US Banking Industry in Crisis as Crypto-Friendly Bank Silvergate Goes Under and SVB Financial Scrambles for Funds

On March 9, the stocks of US banks plunged in unison due to the voluntary liquidation of Silvergate, a crypto-friendly bank, and the urgent fundraising of SVB Financial, a Silicon Valley startup-focused bank. The situation has caused a sense of crisis throughout the banking industry.

SVB Financial announced a $2.25 billion fundraising plan on March 8 to handle losses of nearly $1.8 billion, which it plans to address through external funding and securities sales. SVB primarily deals with startups and venture capital firms and cited the expectation of sustained high interest rates and pressure on public and private markets as reasons for the cash shortfall.

According to Yahoo Finance, the stock of Silicon Valley Bank (SVB) has plummeted by over 62% in the past five days, erasing approximately $80 billion of its market value.

The high-interest rate policy of the Federal Reserve is putting pressure on financially challenged venture capital firms, and this impact is affecting banks as well. SVB Financial CEO Greg Becker stated, “We want to help you the way we helped during times of challenge.

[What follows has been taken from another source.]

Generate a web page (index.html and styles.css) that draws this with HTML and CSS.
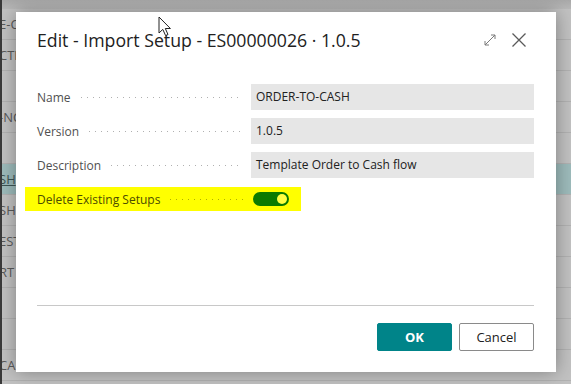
FILE: index.html
```html
<!DOCTYPE html>
<html lang="en">
<head>
  <meta charset="UTF-8" />
  <title>Edit - Import Setup</title>
  <link rel="stylesheet" href="styles.css">
</head>
<body>

  <!-- page behind the dialog (dimmed list) -->
  <div class="page">
    <div class="page-top"></div>
    <div class="row"><span>E-C</span></div>
    <div class="row"><span>CTF</span></div>
    <div class="row"><span></span></div>
    <div class="row"><span>-NC</span></div>
    <div class="row"><span></span></div>
    <div class="row selected"><span class="link">SH</span></div>
    <div class="row"><span>SH</span></div>
    <div class="row"><span>EST</span></div>
    <div class="row"><span>RT</span></div>
    <div class="row"><span></span></div>
    <div class="row"><span></span></div>
    <div class="row"><span>CA</span></div>
  </div>

  <div class="dialog">
    <div class="dialog-head">
      <h1>Edit - Import Setup - ES00000026 · 1.0.5</h1>
      <div class="head-icons">
        <svg width="14" height="14" viewBox="0 0 14 14" class="icon">
          <path d="M2 12 L12 2 M8 2 H12 V6 M2 8 V12 H6" fill="none" stroke="#7a7a7a" stroke-width="1"/>
        </svg>
        <svg width="16" height="16" viewBox="0 0 16 16" class="icon">
          <path d="M1.5 1.5 L14.5 14.5 M14.5 1.5 L1.5 14.5" fill="none" stroke="#5a5a5a" stroke-width="1.3"/>
        </svg>
      </div>
    </div>

    <div class="fields">
      <div class="field">
        <label class="caption">Name</label>
        <div class="value">ORDER-TO-CASH</div>
      </div>
      <div class="field">
        <label class="caption">Version</label>
        <div class="value">1.0.5</div>
      </div>
      <div class="field">
        <label class="caption">Description</label>
        <div class="value">Template Order to Cash flow</div>
      </div>
      <div class="field marked">
        <label class="caption">Delete Existing Setups</label>
        <div class="toggle"><span class="knob"></span></div>
      </div>
    </div>

    <div class="dialog-foot">
      <button class="btn primary">OK</button>
      <button class="btn">Cancel</button>
    </div>
  </div>

  <svg class="cursor" width="14" height="22" viewBox="0 0 14 22">
    <path d="M1 1 V17 L4.8 13.4 L7.6 19.6 L10 18.5 L7.3 12.5 L12.4 12.5 Z" fill="#fff" stroke="#222" stroke-width="1"/>
  </svg>

</body>
</html>
```

FILE: styles.css
```css
html {
  overflow: hidden;
}

body {
  margin: 0;
  width: 571px;
  height: 384px;
  overflow: hidden;
  position: relative;
  font-family: 'Open Sans', 'Noto Sans', sans-serif;
  background: #c2c2c2;
}

.page {
  border-left: 2px solid #3a3a3a;
  height: 100%;
  overflow: hidden;
}

.page-top {
  height: 9px;
  background: linear-gradient(#a9a9a9, #b9b9b9);
}

.row {
  height: 30px;
  border-bottom: 1px solid #b2b2b2;
  display: flex;
  align-items: center;
  font-size: 13px;
  color: #5a5a5a;
}

.row span {
  margin-left: -3px;
}

.row.selected {
  background: #9ebcbc;
}

.link {
  text-decoration: underline;
  color: #3f5656;
}

.dialog {
  position: absolute;
  left: 16px;
  top: 12px;
  width: 540px;
  height: 360px;
  background: #fff;
  box-shadow: 0 0 18px rgba(0, 0, 0, 0.35);
  display: flex;
  flex-direction: column;
  box-sizing: border-box;
  padding: 0 22px 0 21px;
}

.dialog-head {
  display: flex;
  align-items: center;
  justify-content: space-between;
  height: 56px;
}

.dialog-head h1 {
  margin: 0;
  font-size: 17.7px;
  font-weight: 400;
  color: #212121;
}

.head-icons {
  display: flex;
  align-items: center;
  gap: 14px;
  margin-right: 7px;
}

.icon {
  display: block;
}

.fields {
  margin-top: 16px;
  display: flex;
  flex-direction: column;
  gap: 8px;
  flex: 1;
}

.field {
  display: flex;
  align-items: center;
  height: 26px;
}

.caption {
  width: 214px;
  flex: none;
  display: flex;
  align-items: center;
  font-size: 12px;
  color: #505050;
}

.caption::after {
  content: "";
  flex: 1;
  height: 1px;
  margin: 1px 8px 0 10px;
  background: linear-gradient(to right, #b0b0b0 1px, transparent 1px) left center / 6px 1px repeat-x;
}

.value {
  flex: 1;
  height: 26px;
  line-height: 26px;
  padding-left: 5px;
  background: #e6e6e6;
  font-size: 12px;
  color: #212121;
}

.field.marked {
  margin: 1px 0 0 -12px;
  padding-left: 12px;
  width: 264px;
  height: 24px;
  background: #ffff00;
}

.field.marked .caption {
  color: #4c4c00;
}

.field.marked .caption::after {
  background: linear-gradient(to right, #b0b000 1px, transparent 1px) left center / 6px 1px repeat-x;
}

.toggle {
  margin-left: 2px;
  width: 36px;
  height: 14px;
  border-radius: 7px;
  background: #0b7a00;
  display: flex;
  align-items: center;
  justify-content: flex-end;
  padding-right: 2px;
  box-sizing: border-box;
}

.knob {
  width: 10px;
  height: 10px;
  border-radius: 50%;
  background: #ffff40;
}

.dialog-foot {
  border-top: 1px solid #c8c8c8;
  height: 67px;
  display: flex;
  justify-content: flex-end;
  align-items: flex-start;
  gap: 7px;
  padding-top: 17px;
  box-sizing: border-box;
}

.btn {
  width: 75px;
  height: 28px;
  font-family: inherit;
  font-size: 13px;
  color: #212121;
  background: #fff;
  border: 1px solid #8a8a8a;
  border-radius: 2px;
}

.btn.primary {
  background: #008489;
  border-color: #008489;
  color: #fff;
  font-weight: 700;
}

.cursor {
  position: absolute;
  left: 158px;
  top: 16px;
}
```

We have emergency liquidity, but if everyone says SVB has a problem, that could create a danger.”

The voluntary liquidation of Silvergate, which had expanded its business in the cryptocurrency sector, also contributed to the drop in bank stocks.

Specialized banks like SVB and Silvergate, which are based in specific regions, experienced a decline in New York stock market prices, with the SPDR Regional Banking ETF dropping 8% and the SPDR Financial Sector ETF declining by approximately 4%.

Large banks also showed weakness, with JP Morgan, Bank of America, and Wells Fargo falling by over 5%.

Bloomberg’s Jonathen Ferro tweeted, “So it seems we’re at the high rates are great for banks until they’re not part of the cycle.”

There is growing concern that banks that deal with vulnerable small and venture capital firms affected by interest rate hikes are shaking, and the risk may spread to large banks as well.